1. Introduction
Research related to graph theory and network analysis in the field of social science [
1] pioneered the development of social network analysis (SNA) methodologies. Graph theory provides the conceptual constructs, methods, and techniques in graph analysis. The SNA methodologies combine graph theory with the application of analytical techniques and visualization tools developed specifically for the analysis of social networks and other networks [
2]. The methodologies and techniques of criminal network analysis (CNA) are mainly adopted and adapted from SNA analytical models and metrics [
3]. Some commercial social networks, such as Facebook and recommender systems, introduce potential friends based on an SNA link prediction technique [
4].
Criminal networks, in particular, exhibit a relatively high propensity to have hidden or missing links because of the covert and stealthy nature of criminal activities [
3]. This characteristic of criminal networks is often due to incomplete, incorrect, and inconsistent captured data, either caused by deliberate deception on the part of criminals or unintentional human error by law enforcement personnel. Therefore, the common practise and techniques of predicting potential links between nodes within most social networks have become highly relevant and critical in the discovery of missing or hidden links within criminal networks.

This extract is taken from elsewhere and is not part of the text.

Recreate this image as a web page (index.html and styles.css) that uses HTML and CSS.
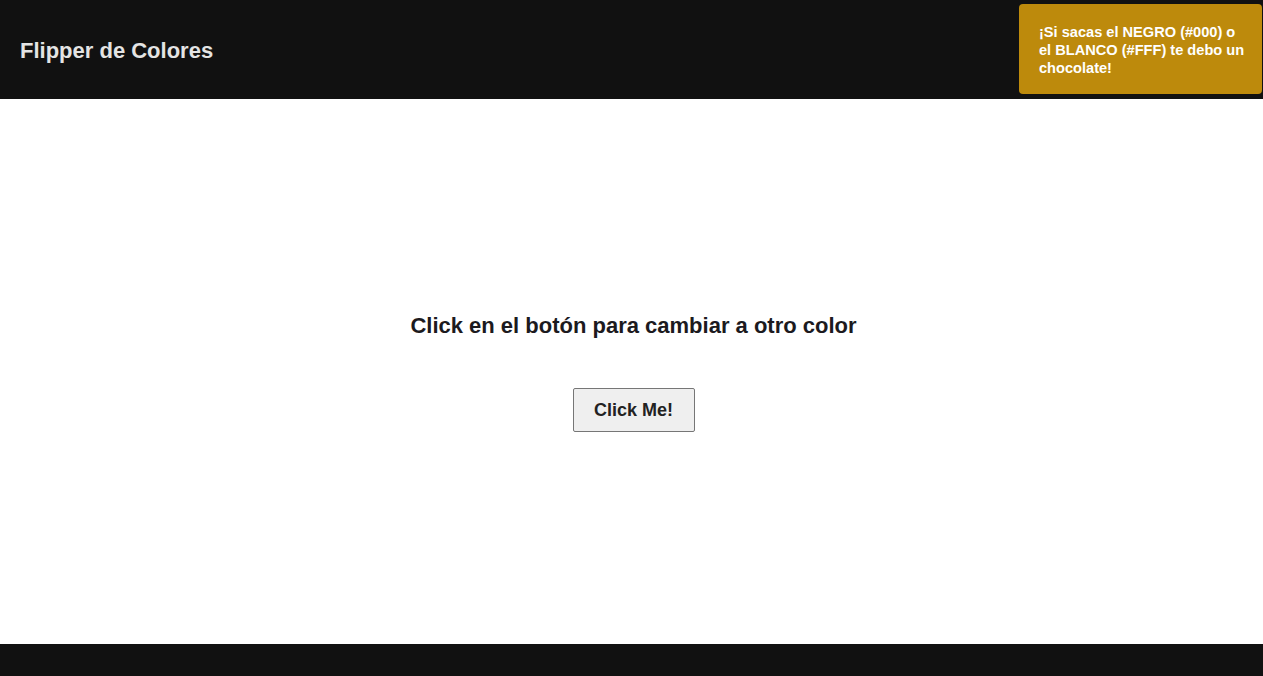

Social network analysis metrics used in link prediction may be derived from either structural or content-related measures of a network. The typical structural and content-based measures are neighbourhood-based metrics, Katz-based metrics, and random walk-based metrics. The neighbourhood-based measures include the common neighbour, Jaccard index, and Adamic-Adar index [
5]. Deep reinforcement learning (DRL) refers to the machine learning technique of incorporating deep neural networks into the framework of reinforcement learning (RL) to achieve a general artificial intelligence capable of self-learning [
6]. Deep neural network or deep learning is one of the fields of machine learning methods based on the representation learning of structural patterns from a large dataset in contrast to predefined task algorithms. Representation learning can be supervised, semi-supervised, or unsupervised [
7,
8,
9]. Reinforcement learning is a technique in machine learning where programs, known as agents, interact with familiar or new environments in which the agents continuously adapt and learn based on points awarded upon completion of a task. The points awarded are labelled as rewards or punishments if positive or negative, respectively [
9]. This approach is different from the usual supervised machine learning approach as it does not rely on the use of training datasets [
6].
The design of an RL agent involves defining the policy learning and value learning functions. Policy learning relates to the modelling of the domain rules into the agent algorithm that maximizes the rewards from each action, while value learning relates to the modelling of the agent algorithm that maximizes the expected future returns of an action by generalizing from the values aggregated from all prior iterations of states and action pairs [
9]. Both policy and value learning functions can be trained using neural networks, which then form the policy and value networks of the RL agent, respectively.
One of the challenges of incorporating RL in the development of a hidden link prediction and reconstruction model is identifying suitable features of the dataset to train the value network to perform the task of function approximation [
10]. Function approximation is a method of supervised learning, the application of which can be found in the fields of machine learning, artificial neural networks, pattern recognition, and statistical learning [
11,
12]. The value network is designed to provide weights to the edges of the network dataset based on the probability of hidden links being an edge calculated using link prediction metrics. For the purpose of this research, RL and neural network techniques are leveraged upon to provide a DRL approach in the construction of the function approximator [
6]. The value network function approximator will identify the node pairs with the highest probability of having missing or hidden links to initiate a tree search in a network traversal.
  Problem Definition
Supervised machine learning models usually require large datasets for training to achieve an optimum level of predictive performance. The significance of using a large dataset to assess the predictive performance of link prediction models has been demonstrated by Emrah Budur et al. [
13] using the supervised learning technique known as the gradient boosting machine (GBM). The primary objective of this current research is to develop a criminal network link prediction and reconstruction model that can be trained on a relatively smaller dataset using the DRL technique without any significant deterioration in the predictive performance. The performance of the criminal networks link prediction model depends on the efficiency of the algorithms developed for both the deep learning and RL in the DRL technique.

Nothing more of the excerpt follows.